- **Supplied entries**:
┌──

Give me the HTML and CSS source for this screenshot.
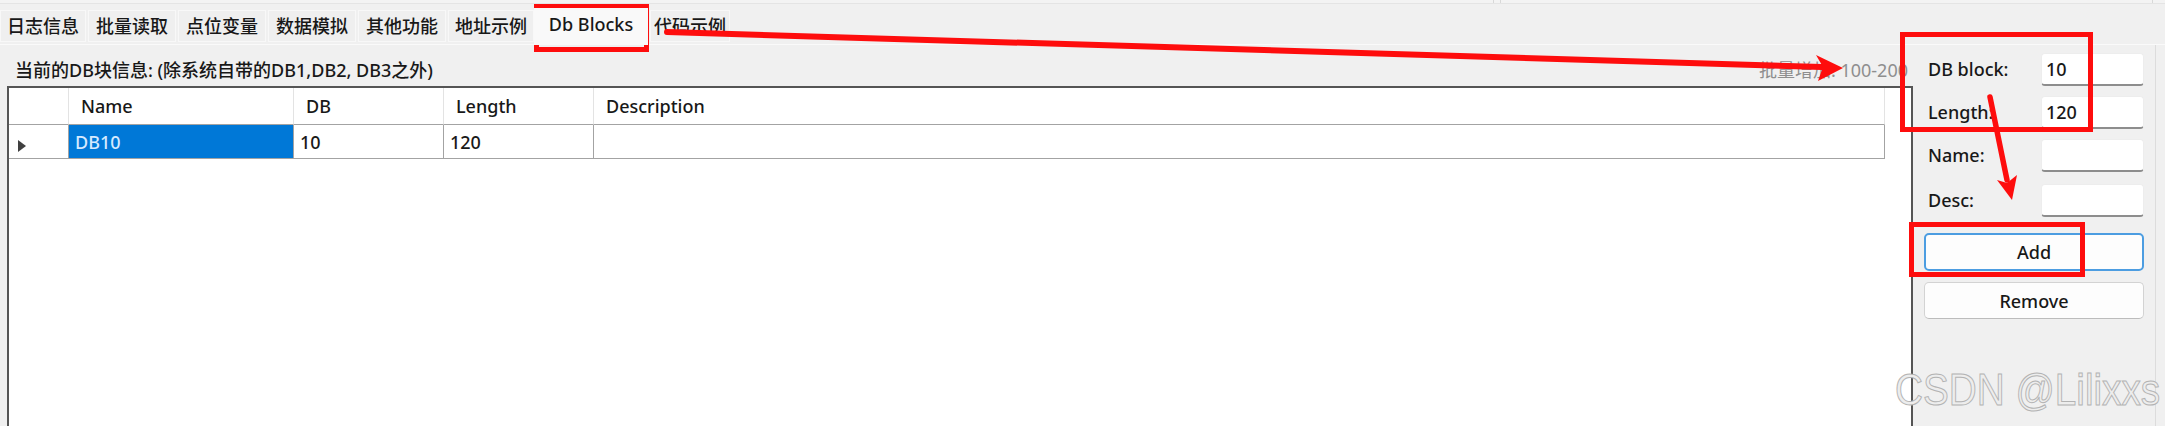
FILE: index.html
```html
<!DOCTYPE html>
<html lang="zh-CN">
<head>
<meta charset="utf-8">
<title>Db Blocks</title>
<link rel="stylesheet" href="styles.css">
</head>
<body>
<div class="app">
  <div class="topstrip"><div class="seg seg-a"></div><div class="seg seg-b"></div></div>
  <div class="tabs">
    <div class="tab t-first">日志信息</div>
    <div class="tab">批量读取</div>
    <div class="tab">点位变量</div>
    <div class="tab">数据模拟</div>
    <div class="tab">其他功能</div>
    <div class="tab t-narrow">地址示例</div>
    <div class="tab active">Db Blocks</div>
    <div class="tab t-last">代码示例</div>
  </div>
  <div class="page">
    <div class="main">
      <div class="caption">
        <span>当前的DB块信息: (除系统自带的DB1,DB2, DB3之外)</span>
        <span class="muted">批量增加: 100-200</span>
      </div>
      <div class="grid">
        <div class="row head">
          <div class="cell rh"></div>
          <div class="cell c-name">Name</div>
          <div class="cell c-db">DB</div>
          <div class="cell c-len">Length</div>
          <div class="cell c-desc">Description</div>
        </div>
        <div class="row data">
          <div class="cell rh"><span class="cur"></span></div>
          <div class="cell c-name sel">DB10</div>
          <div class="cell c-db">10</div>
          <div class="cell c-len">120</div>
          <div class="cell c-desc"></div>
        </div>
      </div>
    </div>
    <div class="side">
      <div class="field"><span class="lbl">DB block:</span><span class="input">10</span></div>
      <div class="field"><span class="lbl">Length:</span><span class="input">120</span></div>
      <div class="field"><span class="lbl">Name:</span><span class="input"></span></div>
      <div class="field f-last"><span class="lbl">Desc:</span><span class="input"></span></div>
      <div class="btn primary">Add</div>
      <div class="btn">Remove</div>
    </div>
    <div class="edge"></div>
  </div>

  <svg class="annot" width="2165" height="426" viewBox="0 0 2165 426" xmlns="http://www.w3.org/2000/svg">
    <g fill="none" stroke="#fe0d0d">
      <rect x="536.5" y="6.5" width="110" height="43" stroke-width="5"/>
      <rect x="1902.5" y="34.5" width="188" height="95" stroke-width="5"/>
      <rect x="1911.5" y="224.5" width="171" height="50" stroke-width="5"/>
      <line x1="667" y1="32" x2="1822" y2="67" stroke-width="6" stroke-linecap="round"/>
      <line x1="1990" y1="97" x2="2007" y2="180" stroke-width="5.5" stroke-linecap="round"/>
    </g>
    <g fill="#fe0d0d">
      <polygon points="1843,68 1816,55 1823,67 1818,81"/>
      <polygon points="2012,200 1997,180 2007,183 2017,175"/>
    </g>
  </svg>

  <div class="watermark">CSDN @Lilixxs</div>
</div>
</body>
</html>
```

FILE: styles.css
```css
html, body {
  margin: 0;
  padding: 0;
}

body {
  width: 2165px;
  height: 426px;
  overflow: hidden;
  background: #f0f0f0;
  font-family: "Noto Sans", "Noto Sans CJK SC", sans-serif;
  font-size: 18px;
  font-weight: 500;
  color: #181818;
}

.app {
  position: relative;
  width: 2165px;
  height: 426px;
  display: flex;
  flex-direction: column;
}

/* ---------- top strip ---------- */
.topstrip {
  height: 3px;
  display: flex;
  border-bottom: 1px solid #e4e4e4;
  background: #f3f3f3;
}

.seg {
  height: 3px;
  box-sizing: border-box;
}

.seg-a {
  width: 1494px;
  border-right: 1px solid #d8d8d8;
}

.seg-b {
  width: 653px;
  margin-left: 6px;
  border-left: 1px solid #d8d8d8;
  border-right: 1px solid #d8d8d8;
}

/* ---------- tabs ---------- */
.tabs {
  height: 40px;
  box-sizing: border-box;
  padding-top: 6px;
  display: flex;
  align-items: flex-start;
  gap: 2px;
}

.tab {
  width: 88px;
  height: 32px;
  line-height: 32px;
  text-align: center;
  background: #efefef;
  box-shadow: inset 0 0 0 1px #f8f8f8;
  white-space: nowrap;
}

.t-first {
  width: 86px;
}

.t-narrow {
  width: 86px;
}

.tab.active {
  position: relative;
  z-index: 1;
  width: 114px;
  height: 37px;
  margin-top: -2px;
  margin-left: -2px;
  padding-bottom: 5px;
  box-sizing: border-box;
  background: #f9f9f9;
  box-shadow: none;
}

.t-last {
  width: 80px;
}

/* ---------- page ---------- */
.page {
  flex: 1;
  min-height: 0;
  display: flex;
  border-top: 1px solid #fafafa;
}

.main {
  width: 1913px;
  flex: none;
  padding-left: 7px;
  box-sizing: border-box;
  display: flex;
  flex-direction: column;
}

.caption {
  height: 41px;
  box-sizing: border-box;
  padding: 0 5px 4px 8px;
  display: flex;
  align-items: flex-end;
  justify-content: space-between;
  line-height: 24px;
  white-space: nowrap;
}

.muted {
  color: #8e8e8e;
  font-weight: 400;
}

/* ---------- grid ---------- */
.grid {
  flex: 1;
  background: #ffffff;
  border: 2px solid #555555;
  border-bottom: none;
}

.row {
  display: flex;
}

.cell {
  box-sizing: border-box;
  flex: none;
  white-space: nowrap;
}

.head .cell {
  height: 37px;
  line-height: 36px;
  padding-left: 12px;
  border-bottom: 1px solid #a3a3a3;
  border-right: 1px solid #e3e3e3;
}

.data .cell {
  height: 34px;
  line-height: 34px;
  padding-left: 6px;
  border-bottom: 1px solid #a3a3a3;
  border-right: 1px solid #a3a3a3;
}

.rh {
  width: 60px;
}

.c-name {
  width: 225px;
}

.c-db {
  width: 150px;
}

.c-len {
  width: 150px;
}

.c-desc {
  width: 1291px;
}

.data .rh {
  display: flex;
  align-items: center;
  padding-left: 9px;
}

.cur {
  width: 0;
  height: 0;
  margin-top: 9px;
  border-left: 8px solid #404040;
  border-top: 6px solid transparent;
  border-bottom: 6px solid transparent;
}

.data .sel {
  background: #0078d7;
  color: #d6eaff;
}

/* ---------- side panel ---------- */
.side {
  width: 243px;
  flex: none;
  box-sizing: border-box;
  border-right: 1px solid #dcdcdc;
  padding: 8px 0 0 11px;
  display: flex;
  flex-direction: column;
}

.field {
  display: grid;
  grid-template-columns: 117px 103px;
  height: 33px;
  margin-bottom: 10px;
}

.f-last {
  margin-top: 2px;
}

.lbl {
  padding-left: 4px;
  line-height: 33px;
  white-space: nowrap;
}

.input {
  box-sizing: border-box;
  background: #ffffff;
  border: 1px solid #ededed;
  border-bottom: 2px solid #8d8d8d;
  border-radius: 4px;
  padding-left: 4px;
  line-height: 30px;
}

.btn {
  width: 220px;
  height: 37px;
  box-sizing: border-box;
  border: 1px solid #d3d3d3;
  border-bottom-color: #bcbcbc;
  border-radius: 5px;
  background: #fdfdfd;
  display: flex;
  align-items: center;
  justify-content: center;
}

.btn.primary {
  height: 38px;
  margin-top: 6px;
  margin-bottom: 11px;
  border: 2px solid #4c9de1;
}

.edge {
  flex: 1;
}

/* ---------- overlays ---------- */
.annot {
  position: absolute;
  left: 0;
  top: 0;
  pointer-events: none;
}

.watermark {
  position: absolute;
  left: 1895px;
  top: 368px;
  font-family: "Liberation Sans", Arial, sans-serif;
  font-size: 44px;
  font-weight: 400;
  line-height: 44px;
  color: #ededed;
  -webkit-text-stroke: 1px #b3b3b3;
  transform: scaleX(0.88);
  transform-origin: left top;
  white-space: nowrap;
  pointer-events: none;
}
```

└──
┌──

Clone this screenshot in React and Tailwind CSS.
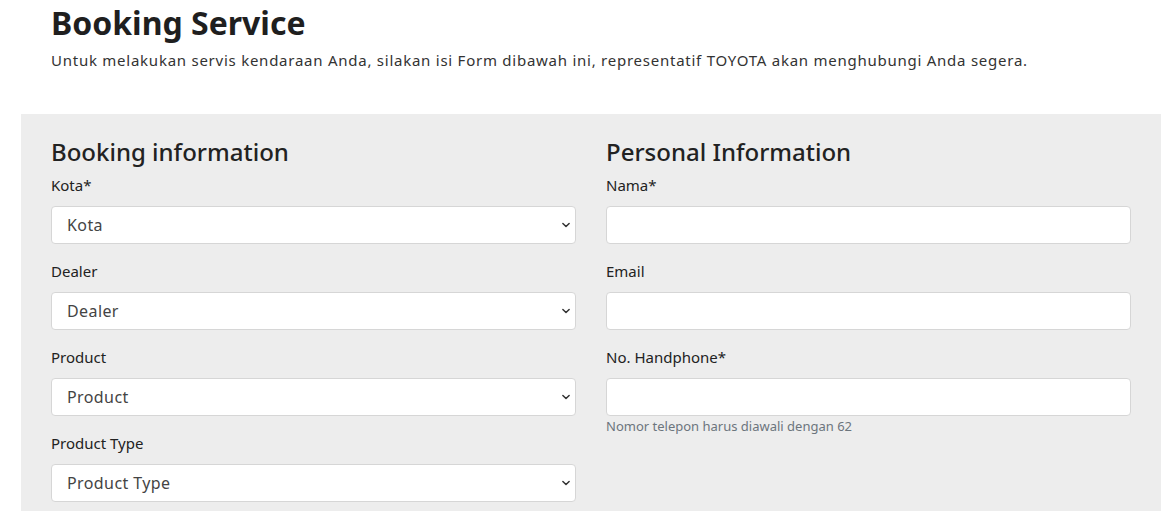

└──

- **Prompt**: List all lines where "this" occurs.

- **Written response**:
Give me the HTML and CSS source for this screenshot.
Clone this screenshot in React and Tailwind CSS.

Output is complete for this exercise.